Solve Knight and Reversal Problems
Company: Uber
Role: Software Engineer
Category: Coding & Algorithms
Difficulty: hard
Interview Round: Take-home Project
The online assessment contained two coding problems:
1. **Generalized knight shortest path**: Given an integer `n`, consider an `n x n` chessboard with coordinates from `(0, 0)` to `(n-1, n-1)`. For each ordered pair of positive integers `(a, b)` where `1 <= a, b < n`, a piece can move from `(x, y)` to any of the eight positions formed by applying `(+/-a, +/-b)` or `(+/-b, +/-a)`. For every `(a, b)`, compute the minimum number of moves needed to reach `(n-1, n-1)` starting from `(0, 0)`, or `-1` if the target is unreachable.
2. **Minimum segment reversals**: Positions are numbered from `1` to `n`. A token starts at position `p`, and some positions are forbidden and cannot be occupied. In one move, you may choose any contiguous segment of length `k` that contains the token, reverse that segment, and the token moves to its mirrored position inside the chosen segment. For every position from `1` to `n`, compute the minimum number of reversals required to move the token there, or `-1` if it cannot be reached. The assessment version used 1-indexed positions.
Quick Answer: This question evaluates graph modeling, state-space exploration, and shortest-path/reachability reasoning for nonstandard movement rules and constrained state transformations.
Part 1: Generalized Knight Distance Matrix
Given an integer n, consider an n x n chessboard with cells labeled from (0, 0) to (n-1, n-1). For each ordered pair of positive integers (a, b) such that 1 <= a, b < n, a piece may move from (x, y) to any of the eight cells obtained by adding (+/-a, +/-b) or (+/-b, +/-a). Return an (n-1) x (n-1) matrix where the value at row a-1 and column b-1 is the minimum number of moves needed to reach (n-1, n-1) starting from (0, 0). If the target cannot be reached for that (a, b), store -1 instead.
Constraints
- 1 <= n <= 25
- Coordinates are 0-indexed from (0, 0) to (n-1, n-1)

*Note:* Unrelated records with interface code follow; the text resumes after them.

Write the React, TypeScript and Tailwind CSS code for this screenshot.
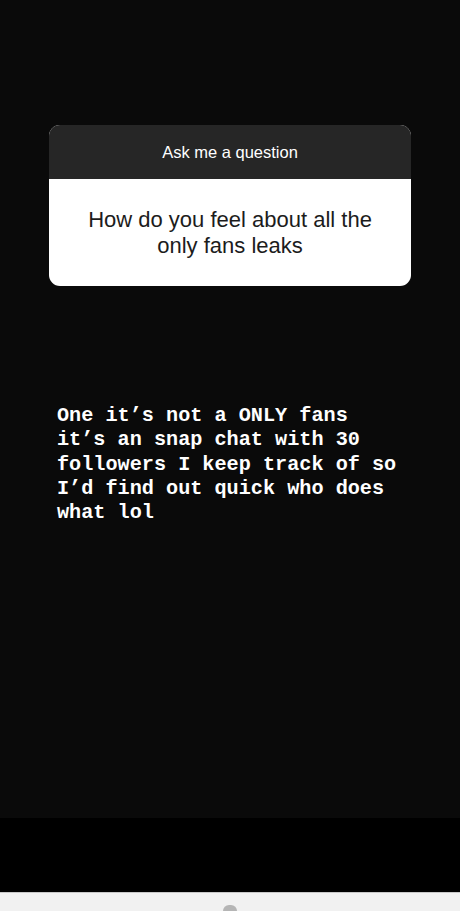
const lines = [
  "One it’s not a ONLY fans",
  "it’s an snap chat with 30",
  "followers I keep track of so",
  "I’d find out quick who does",
  "what lol",
];

export default function App() {
  return (
    <div className="flex h-[911px] w-[460px] flex-col overflow-hidden bg-black">
      <div className="h-[818px] bg-[#0a0a0a] px-[49px] pt-[125px]">
        <div className="overflow-hidden rounded-[11px] bg-white font-['Liberation_Sans',Arial,sans-serif]">
          <div className="flex h-[54px] items-center justify-center bg-[#262626] text-[16.5px] font-medium text-white">
            Ask me a question
          </div>
          <div className="flex h-[107px] items-center justify-center px-4 text-center text-[22px] leading-[26px] text-[#1c1c1c]">
            How do you feel about all the
            <br />
            only fans leaks
          </div>
        </div>

        <div className="mt-[118px] pl-[8px] font-['Liberation_Mono','Courier_New',monospace] text-[20.2px] font-bold leading-[24.3px] text-white">
          {lines.map((l, i) => (
            <div key={i} className="whitespace-pre">
              {l}
            </div>
          ))}
        </div>
      </div>
      <div className="flex-1 bg-black" />
      <div className="flex h-[19px] justify-center border-t border-[#c8c8c8] bg-[#f1f1f1] pt-[12px]">
        <div className="h-[12px] w-[14px] rounded-full bg-[#b5b5b5]" />
      </div>
    </div>
  );
}
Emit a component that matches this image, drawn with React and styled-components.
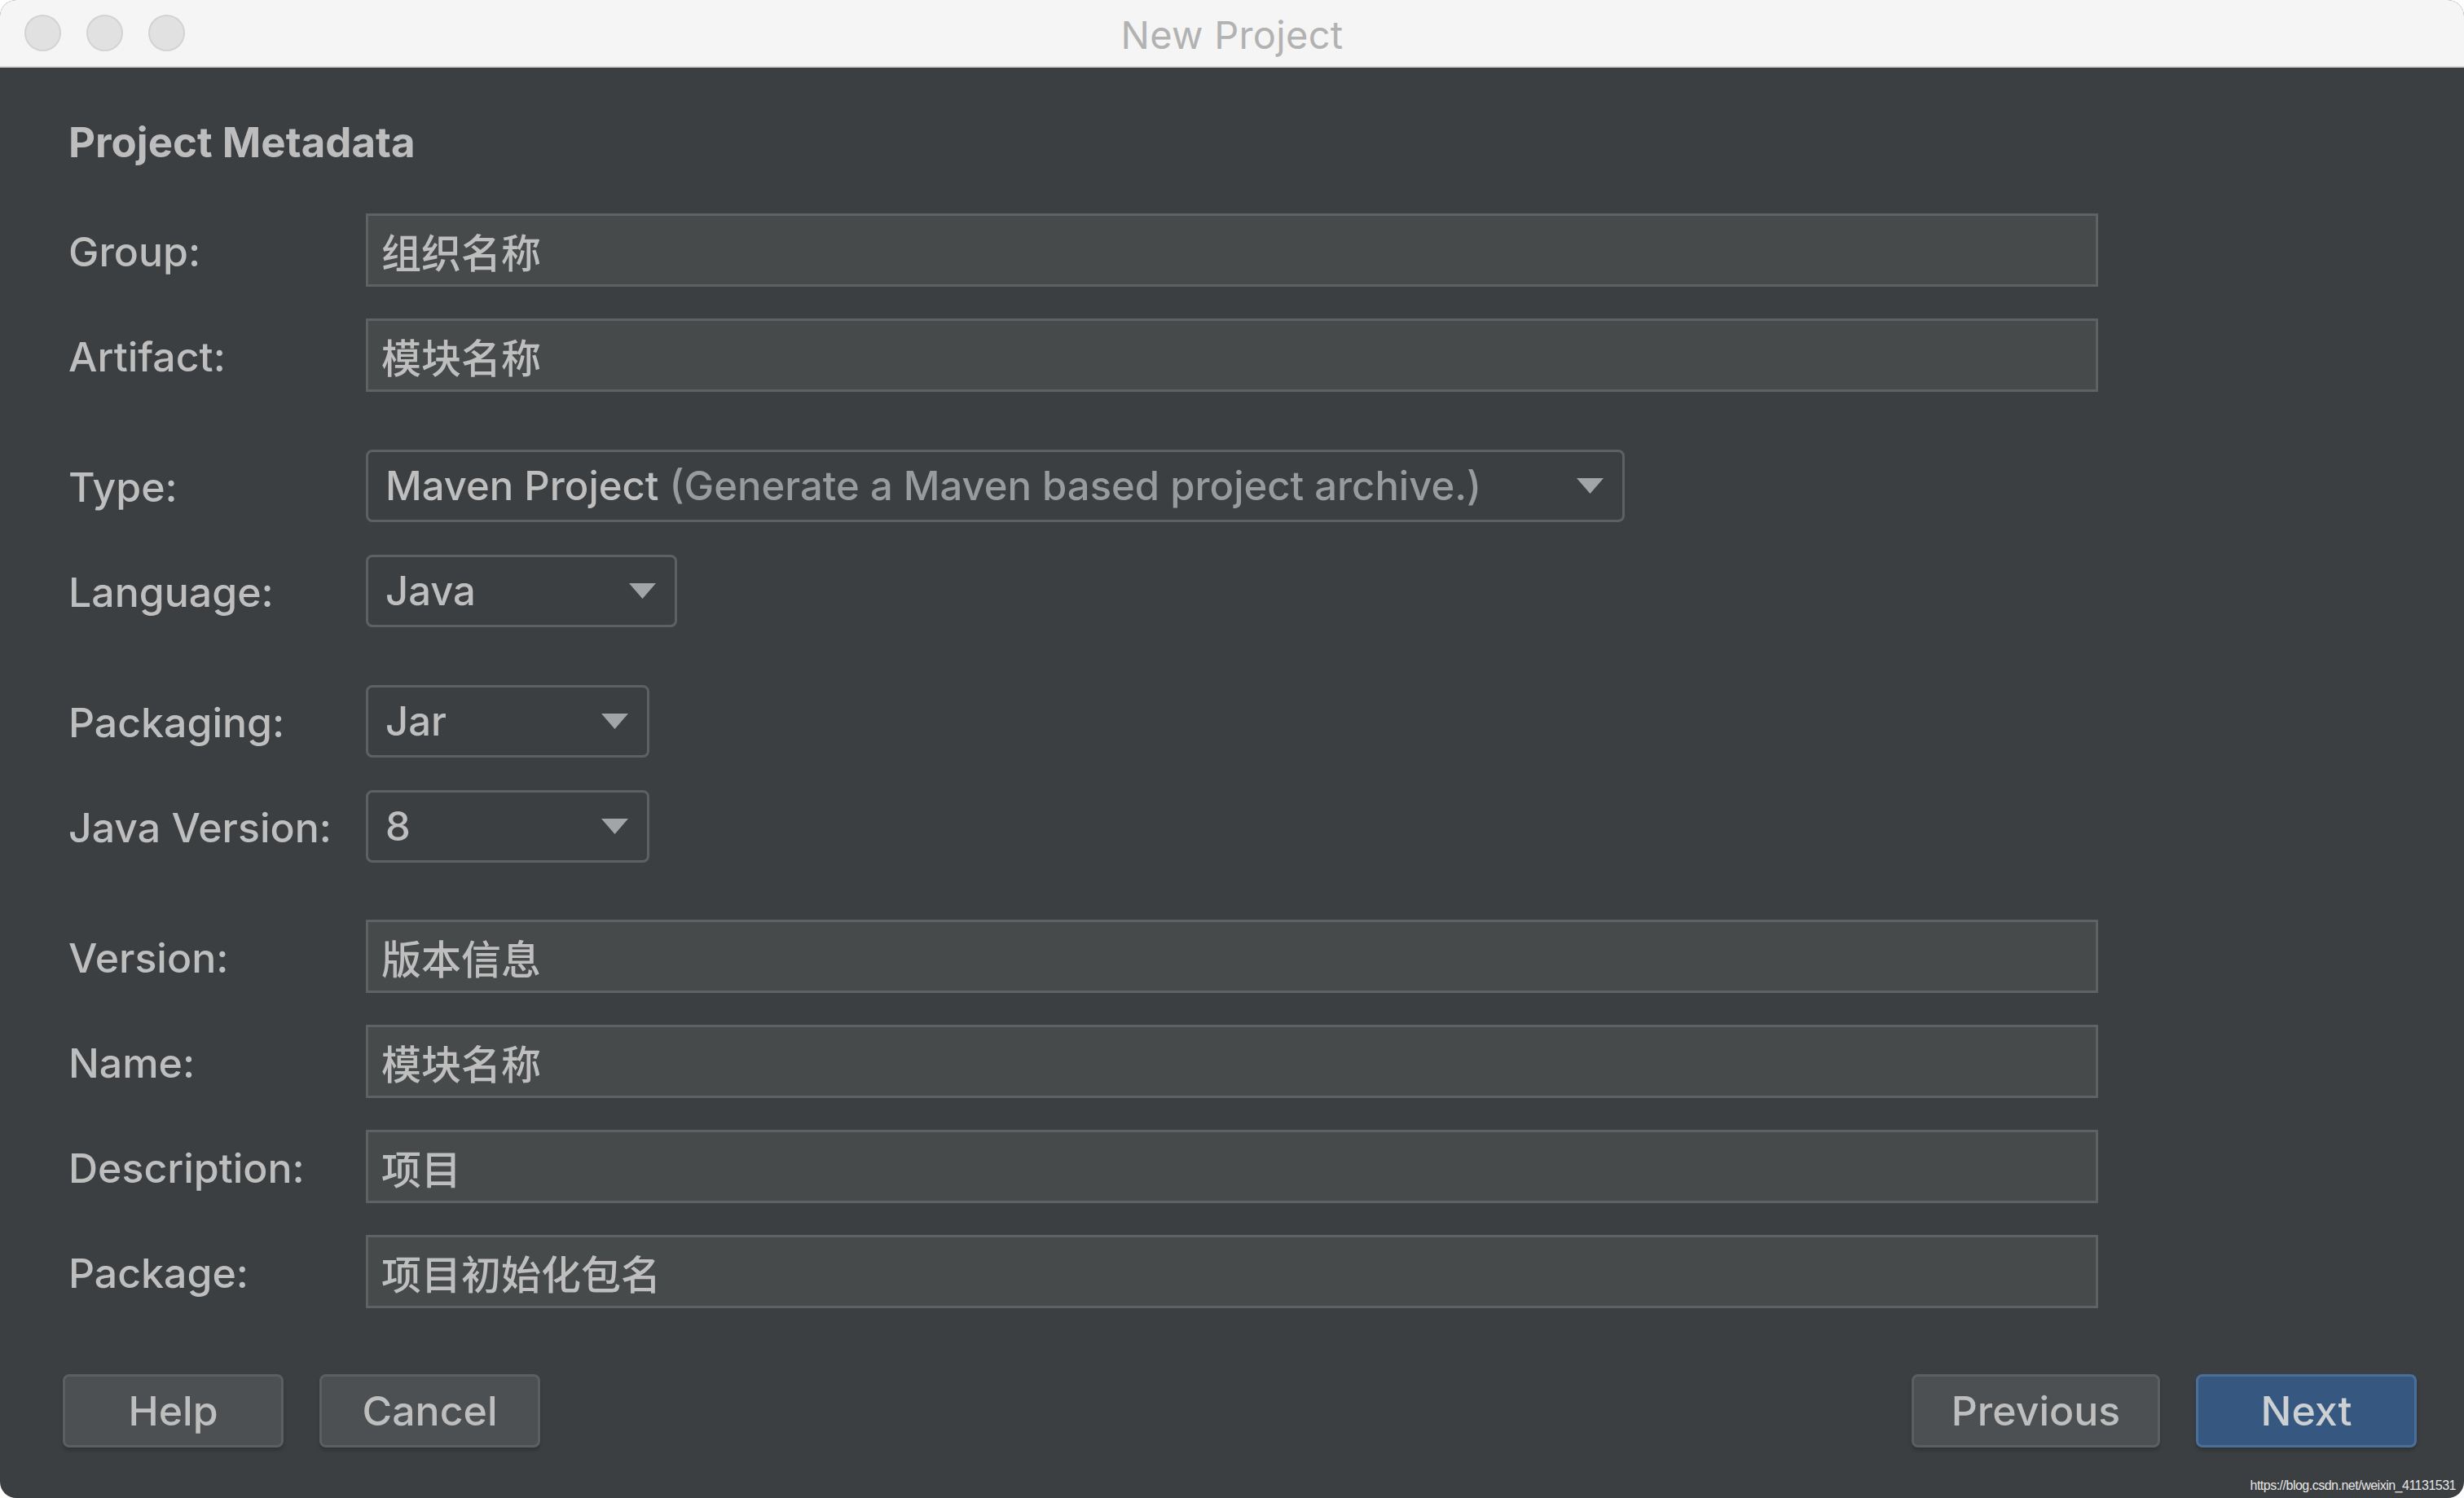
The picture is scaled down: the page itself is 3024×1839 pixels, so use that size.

- For every pair (a, b), 1 <= a, b < n
Examples
Input: (1,)
Expected Output: []
Explanation: There are no valid pairs (a, b) when n = 1, so the result is an empty matrix.
Input: (2,)
Expected Output: [[1]]
Explanation: Only (a, b) = (1, 1) exists, and the piece reaches (1, 1) in one move.
Input: (3,)
Expected Output: [[2, 4], [4, 1]]
Explanation: For example, with (2, 2) the target is reached directly in one move, while the standard knight move (1, 2) needs four moves on a 3 x 3 board.